Verification

This article describes how to verify that the installed Alauda Build of NVIDIA GPU Device Plugin and related monitoring is valid.

TOC

Verify Alauda Build of NVIDIA GPU Device Plugin

  1. Check whether there are allocatable GPU resources on the GPU node in the control node of the business cluster. Run the following command:
    kubectl get node  ${nodeName} -o=jsonpath='{.status.allocatable}'
    # The output contains: "nvidia.com/gpu":"1" (the specific value depends on the number of GPU cards)
  2. Deploy a GPU demo instance. Check whether there is any GPU-related resource consumption. Run the following command on the GPU node of the business cluster:
    nvidia-smi pmon -s u -d 1

If both sm and mem contain data, the GPU is ready. You can start developing GPU applications on the GPU node.
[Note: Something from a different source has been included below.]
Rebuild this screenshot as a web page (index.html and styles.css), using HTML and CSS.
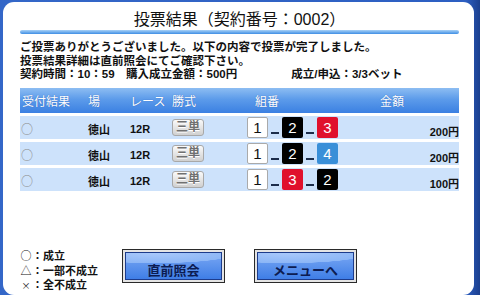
FILE: index.html
```html
<!DOCTYPE html>
<html lang="ja">
<head>
  <meta charset="UTF-8">
  <title>投票結果</title>
  <link rel="stylesheet" href="styles.css">
</head>
<body>
  <div class="panel">
    <h1 class="title">投票結果（契約番号：0002）</h1>
    <div class="rule"></div>

    <div class="info">
      <p>ご投票ありがとうございました。以下の内容で投票が完了しました。</p>
      <p>投票結果詳細は直前照会にてご確認下さい。</p>
      <p class="summary">
        <span>契約時間：10：59　購入成立金額：500円</span>
        <span class="count">成立/申込：3/3ベット</span>
      </p>
    </div>

    <div class="table">
      <div class="head">
        <span class="c-res">受付結果</span>
        <span class="c-jo">場</span>
        <span class="c-race">レース</span>
        <span class="c-type">勝式</span>
        <span class="c-combo h-combo">組番</span>
        <span class="c-amt h-amt">金額</span>
      </div>

      <div class="row">
        <span class="c-res mark">○</span>
        <span class="c-jo">徳山</span>
        <span class="c-race">12R</span>
        <span class="c-type"><span class="badge">三単</span></span>
        <span class="c-combo">
          <span class="num n1">1</span><span class="dash"></span>
          <span class="num n2">2</span><span class="dash"></span>
          <span class="num n3">3</span>
        </span>
        <span class="c-amt amt">200円</span>
      </div>

      <div class="row">
        <span class="c-res mark">○</span>
        <span class="c-jo">徳山</span>
        <span class="c-race">12R</span>
        <span class="c-type"><span class="badge">三単</span></span>
        <span class="c-combo">
          <span class="num n1">1</span><span class="dash"></span>
          <span class="num n2">2</span><span class="dash"></span>
          <span class="num n4">4</span>
        </span>
        <span class="c-amt amt">200円</span>
      </div>

      <div class="row">
        <span class="c-res mark">○</span>
        <span class="c-jo">徳山</span>
        <span class="c-race">12R</span>
        <span class="c-type"><span class="badge">三単</span></span>
        <span class="c-combo">
          <span class="num n1">1</span><span class="dash"></span>
          <span class="num n3">3</span><span class="dash"></span>
          <span class="num n2">2</span>
        </span>
        <span class="c-amt amt">100円</span>
      </div>
    </div>

    <div class="footer">
      <ul class="legend">
        <li><span class="sym">○</span>：成立</li>
        <li><span class="sym">△</span>：一部不成立</li>
        <li><span class="sym small">×</span>：全不成立</li>
      </ul>
      <button class="btn"><span>直前照会</span></button>
      <button class="btn"><span>メニューへ</span></button>
    </div>
  </div>
</body>
</html>
```

FILE: styles.css
```css
html, body {
  margin: 0;
  padding: 0;
}

body {
  width: 480px;
  height: 295px;
  overflow: hidden;
  background: linear-gradient(to right, #3467c8 0%, #2d5fc2 97%, #1b3f8e 100%);
  font-family: "Liberation Sans", "Noto Sans CJK JP", sans-serif;
  color: #111;
}

.panel {
  box-sizing: border-box;
  margin: 2px 6px 0 3px;
  height: 293px;
  background: #fff;
  border-radius: 11px;
  padding: 0 15px 0 17px;
  display: flex;
  flex-direction: column;
}

.title {
  margin: 0;
  padding-top: 7px;
  font-size: 16px;
  line-height: 21px;
  font-weight: normal;
  text-align: center;
  color: #111;
}

.rule {
  height: 4px;
  border-radius: 2px;
  background: linear-gradient(to bottom, #a9d2f7, #3f8ee4);
}

.info {
  margin-top: 7px;
  font-size: 11.5px;
  font-weight: bold;
}

.info p {
  margin: 0;
  line-height: 13.5px;
}

.summary {
  display: flex;
}

.count {
  margin-left: 54px;
}

.table {
  margin-top: 6px;
  display: flex;
  flex-direction: column;
  gap: 3px;
}

.head, .row {
  display: grid;
  grid-template-columns: 68px 42px 42px 75px 1fr 110px;
  align-items: center;
}

.head {
  height: 25px;
  background: linear-gradient(to bottom, #8dbdf2 0%, #5c9bea 45%, #3b80e2 100%);
  color: #fff;
  font-size: 12px;
  text-shadow: 0 0 1px #2a5db0;
}

.head .c-res {
  padding-left: 2px;
}

.h-combo {
  padding-left: 8px;
}

.h-amt {
  padding-left: 31px;
}

.row {
  height: 23px;
  background: #cde2fb;
  font-size: 11px;
  font-weight: bold;
}

.mark {
  padding: 2px 0 0 1px;
  color: #8a8a8a;
  font-family: "Noto Sans CJK JP", sans-serif;
  font-weight: normal;
  font-size: 12px;
}

.row .c-jo, .row .c-race {
  padding-top: 3px;
}

.badge {
  display: inline-block;
  width: 30px;
  height: 15px;
  line-height: 15px;
  text-align: center;
  border: 1px solid #a8a8a8;
  border-radius: 3px;
  background: linear-gradient(to bottom, #fafafa, #d0d0d0);
  color: #707070;
  font-size: 12px;
  text-shadow: 0 1px 0 #fff;
}

.c-combo {
  display: flex;
  align-items: center;
}

.num {
  box-sizing: border-box;
  width: 21px;
  height: 21px;
  line-height: 21px;
  text-align: center;
  font-size: 15px;
  font-weight: normal;
  border-radius: 2px;
}

.n1 {
  background: #fff;
  border: 1px solid #aaa;
  line-height: 19px;
  color: #111;
}

.n2 {
  background: #000;
  color: #fff;
}

.n3 {
  background: #e0102c;
  color: #fff;
}

.n4 {
  background: #3a8fd8;
  color: #fff;
}

.dash {
  width: 8px;
  height: 2px;
  margin: 11px 3px 0 3px;
  background: #1d2d4a;
}

.amt {
  text-align: right;
  padding-top: 7px;
}

.footer {
  margin-top: auto;
  display: flex;
  align-items: flex-start;
  padding-bottom: 2px;
}

.legend {
  list-style: none;
  margin: 0;
  padding: 0;
  width: 102px;
  font-size: 11px;
  font-weight: bold;
}

.legend li {
  line-height: 14px;
}

.sym {
  display: inline-block;
  width: 12px;
  text-align: center;
  font-family: "Noto Sans CJK JP", sans-serif;
  font-weight: normal;
  font-size: 11px;
}

.sym.small {
  font-size: 9px;
}

.btn {
  box-sizing: border-box;
  width: 103px;
  height: 34px;
  margin-top: 1px;
  padding: 2px;
  border: 1px solid #2a2a2a;
  background: #e4e4e4;
  cursor: pointer;
}

.btn + .btn {
  margin-left: 29px;
}

.btn span {
  box-sizing: border-box;
  display: block;
  height: 100%;
  padding-top: 7px;
  border: 1px solid #1d3c8c;
  background:
    radial-gradient(ellipse 120% 55% at 30% 0%, #a9c9fb 0%, #8cb6f6 70%, transparent 72%),
    linear-gradient(to bottom, #7aa8f4, #3f7ee6);
  color: #0c1c52;
  font-family: "Noto Sans CJK JP", sans-serif;
  font-size: 13px;
  font-weight: bold;
  line-height: 20px;
}
```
Note: When deploying GPU applications, be sure to configure the following mandatory parameters:

spec:
  containers:
    - image: your-image
      imagePullPolicy: IfNotPresent
      name: gpu
      resources:
        limits:
          cpu: '2'
          memory: 4Gi
          nvidia.com/gpu: 1 # Request 1 physical GPU (required)

Verify GPU Dashboards

After the HAMi vgpu service has been running for a while, navigate to Administrator -> Operations Center -> Monitor -> Dashboards page and switch to the node and pod panel under GPU. You will see the relevant monitoring data.